◆ **SUPPLIED MATERIAL**
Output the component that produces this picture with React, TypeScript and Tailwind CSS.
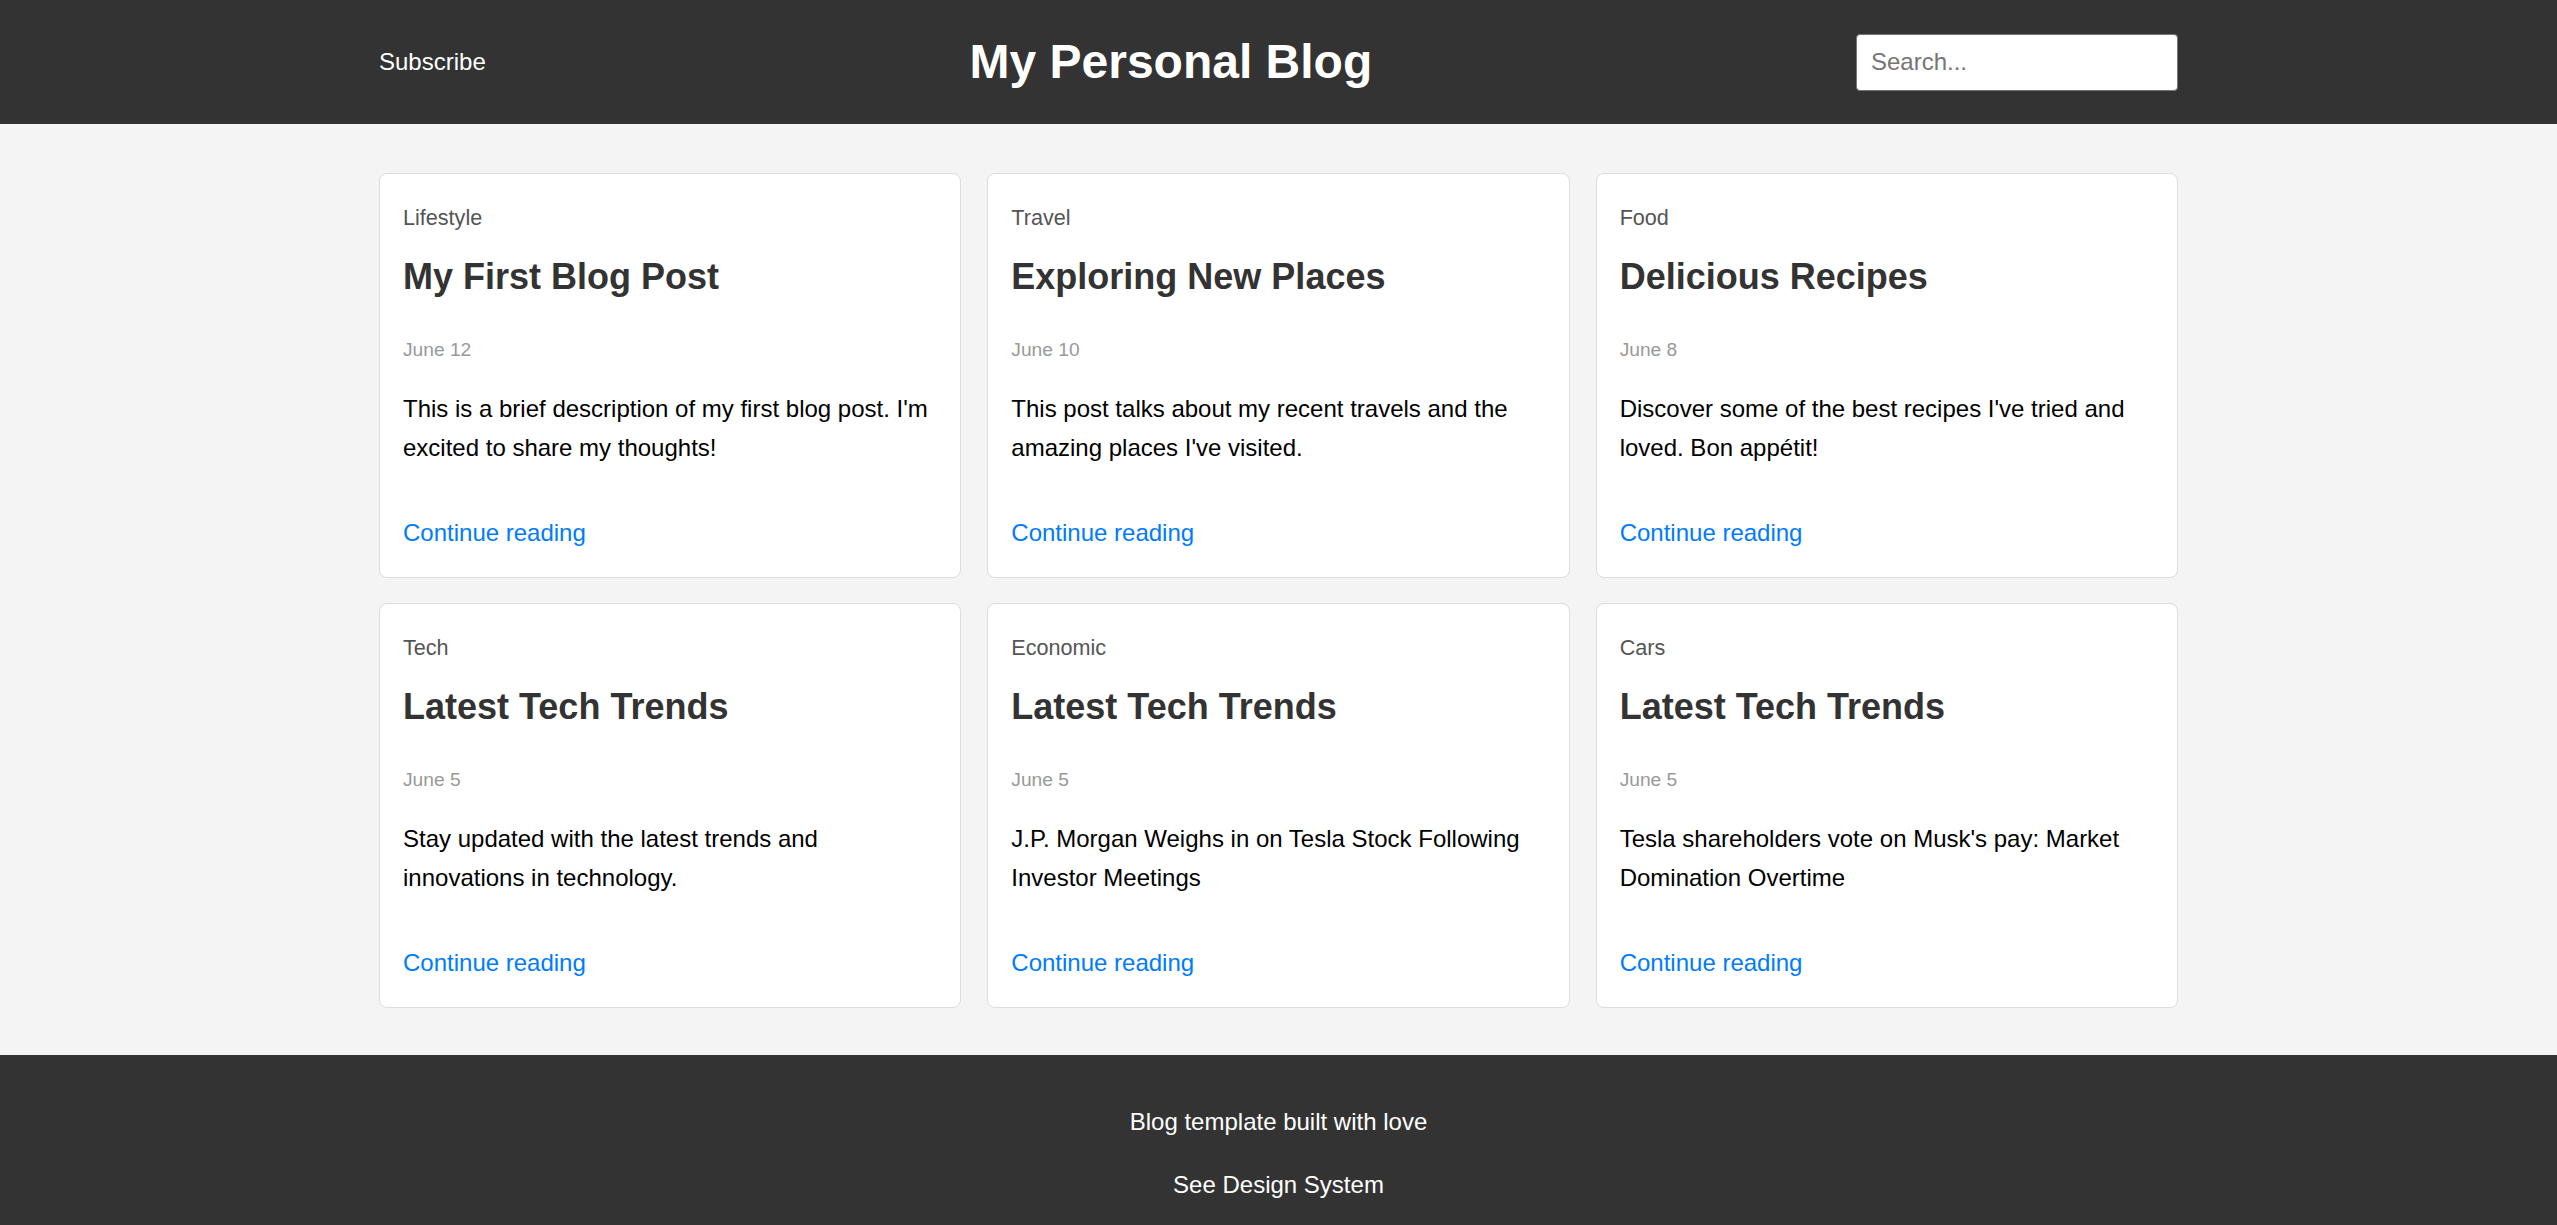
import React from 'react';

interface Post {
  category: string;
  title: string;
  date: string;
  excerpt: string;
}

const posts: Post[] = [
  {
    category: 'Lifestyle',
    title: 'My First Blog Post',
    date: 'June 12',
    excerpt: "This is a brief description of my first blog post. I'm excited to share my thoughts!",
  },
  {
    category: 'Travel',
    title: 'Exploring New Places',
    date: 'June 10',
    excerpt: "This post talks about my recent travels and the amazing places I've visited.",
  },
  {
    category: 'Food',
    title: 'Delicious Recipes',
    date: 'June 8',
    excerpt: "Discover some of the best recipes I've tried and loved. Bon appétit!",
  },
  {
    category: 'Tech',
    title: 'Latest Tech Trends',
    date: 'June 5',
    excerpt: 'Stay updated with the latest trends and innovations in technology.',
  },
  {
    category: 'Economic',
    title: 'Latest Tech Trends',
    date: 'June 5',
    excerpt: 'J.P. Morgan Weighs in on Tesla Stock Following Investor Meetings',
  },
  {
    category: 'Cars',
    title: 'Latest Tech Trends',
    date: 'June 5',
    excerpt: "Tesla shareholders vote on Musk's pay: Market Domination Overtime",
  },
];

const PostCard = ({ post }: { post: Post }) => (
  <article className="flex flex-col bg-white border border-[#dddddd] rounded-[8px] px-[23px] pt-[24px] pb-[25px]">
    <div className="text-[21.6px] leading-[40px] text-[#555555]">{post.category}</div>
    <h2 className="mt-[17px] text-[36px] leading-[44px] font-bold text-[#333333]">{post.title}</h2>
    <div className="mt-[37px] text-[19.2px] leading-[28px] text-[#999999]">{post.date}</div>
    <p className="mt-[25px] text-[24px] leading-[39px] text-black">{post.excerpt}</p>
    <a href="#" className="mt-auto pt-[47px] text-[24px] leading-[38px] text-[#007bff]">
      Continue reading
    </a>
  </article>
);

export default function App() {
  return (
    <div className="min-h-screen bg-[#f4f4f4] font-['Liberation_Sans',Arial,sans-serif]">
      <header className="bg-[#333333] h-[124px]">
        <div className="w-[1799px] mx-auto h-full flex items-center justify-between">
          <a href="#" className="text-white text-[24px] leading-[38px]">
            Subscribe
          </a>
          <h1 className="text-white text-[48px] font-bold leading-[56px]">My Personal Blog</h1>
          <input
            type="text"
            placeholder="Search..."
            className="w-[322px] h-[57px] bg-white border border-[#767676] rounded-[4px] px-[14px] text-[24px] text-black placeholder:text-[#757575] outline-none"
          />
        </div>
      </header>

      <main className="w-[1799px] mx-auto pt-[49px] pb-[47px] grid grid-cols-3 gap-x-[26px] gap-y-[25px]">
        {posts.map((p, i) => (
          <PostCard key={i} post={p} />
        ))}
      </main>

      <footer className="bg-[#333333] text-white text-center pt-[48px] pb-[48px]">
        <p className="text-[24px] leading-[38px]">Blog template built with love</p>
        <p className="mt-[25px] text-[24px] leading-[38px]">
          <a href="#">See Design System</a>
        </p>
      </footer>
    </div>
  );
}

◆ **WHAT IS BEING ASKED**
Set the listing down in full and exactly. Pictures within it should not appear in the copy.

◆ **THE REPLY**
Output the component that produces this picture with React, TypeScript and Tailwind CSS.
import React from 'react';

interface Post {
  category: string;
  title: string;
  date: string;
  excerpt: string;
}

const posts: Post[] = [
  {
    category: 'Lifestyle',
    title: 'My First Blog Post',
    date: 'June 12',
    excerpt: "This is a brief description of my first blog post. I'm excited to share my thoughts!",
  },
  {
    category: 'Travel',
    title: 'Exploring New Places',
    date: 'June 10',
    excerpt: "This post talks about my recent travels and the amazing places I've visited.",
  },
  {
    category: 'Food',
    title: 'Delicious Recipes',
    date: 'June 8',
    excerpt: "Discover some of the best recipes I've tried and loved. Bon appétit!",
  },
  {
    category: 'Tech',
    title: 'Latest Tech Trends',
    date: 'June 5',
    excerpt: 'Stay updated with the latest trends and innovations in technology.',
  },
  {
    category: 'Economic',
    title: 'Latest Tech Trends',
    date: 'June 5',
    excerpt: 'J.P. Morgan Weighs in on Tesla Stock Following Investor Meetings',
  },
  {
    category: 'Cars',
    title: 'Latest Tech Trends',
    date: 'June 5',
    excerpt: "Tesla shareholders vote on Musk's pay: Market Domination Overtime",
  },
];

const PostCard = ({ post }: { post: Post }) => (
  <article className="flex flex-col bg-white border border-[#dddddd] rounded-[8px] px-[23px] pt-[24px] pb-[25px]">
    <div className="text-[21.6px] leading-[40px] text-[#555555]">{post.category}</div>
    <h2 className="mt-[17px] text-[36px] leading-[44px] font-bold text-[#333333]">{post.title}</h2>
    <div className="mt-[37px] text-[19.2px] leading-[28px] text-[#999999]">{post.date}</div>
    <p className="mt-[25px] text-[24px] leading-[39px] text-black">{post.excerpt}</p>
    <a href="#" className="mt-auto pt-[47px] text-[24px] leading-[38px] text-[#007bff]">
      Continue reading
    </a>
  </article>
);

export default function App() {
  return (
    <div className="min-h-screen bg-[#f4f4f4] font-['Liberation_Sans',Arial,sans-serif]">
      <header className="bg-[#333333] h-[124px]">
        <div className="w-[1799px] mx-auto h-full flex items-center justify-between">
          <a href="#" className="text-white text-[24px] leading-[38px]">
            Subscribe
          </a>
          <h1 className="text-white text-[48px] font-bold leading-[56px]">My Personal Blog</h1>
          <input
            type="text"
            placeholder="Search..."
            className="w-[322px] h-[57px] bg-white border border-[#767676] rounded-[4px] px-[14px] text-[24px] text-black placeholder:text-[#757575] outline-none"
          />
        </div>
      </header>

      <main className="w-[1799px] mx-auto pt-[49px] pb-[47px] grid grid-cols-3 gap-x-[26px] gap-y-[25px]">
        {posts.map((p, i) => (
          <PostCard key={i} post={p} />
        ))}
      </main>

      <footer className="bg-[#333333] text-white text-center pt-[48px] pb-[48px]">
        <p className="text-[24px] leading-[38px]">Blog template built with love</p>
        <p className="mt-[25px] text-[24px] leading-[38px]">
          <a href="#">See Design System</a>
        </p>
      </footer>
    </div>
  );
}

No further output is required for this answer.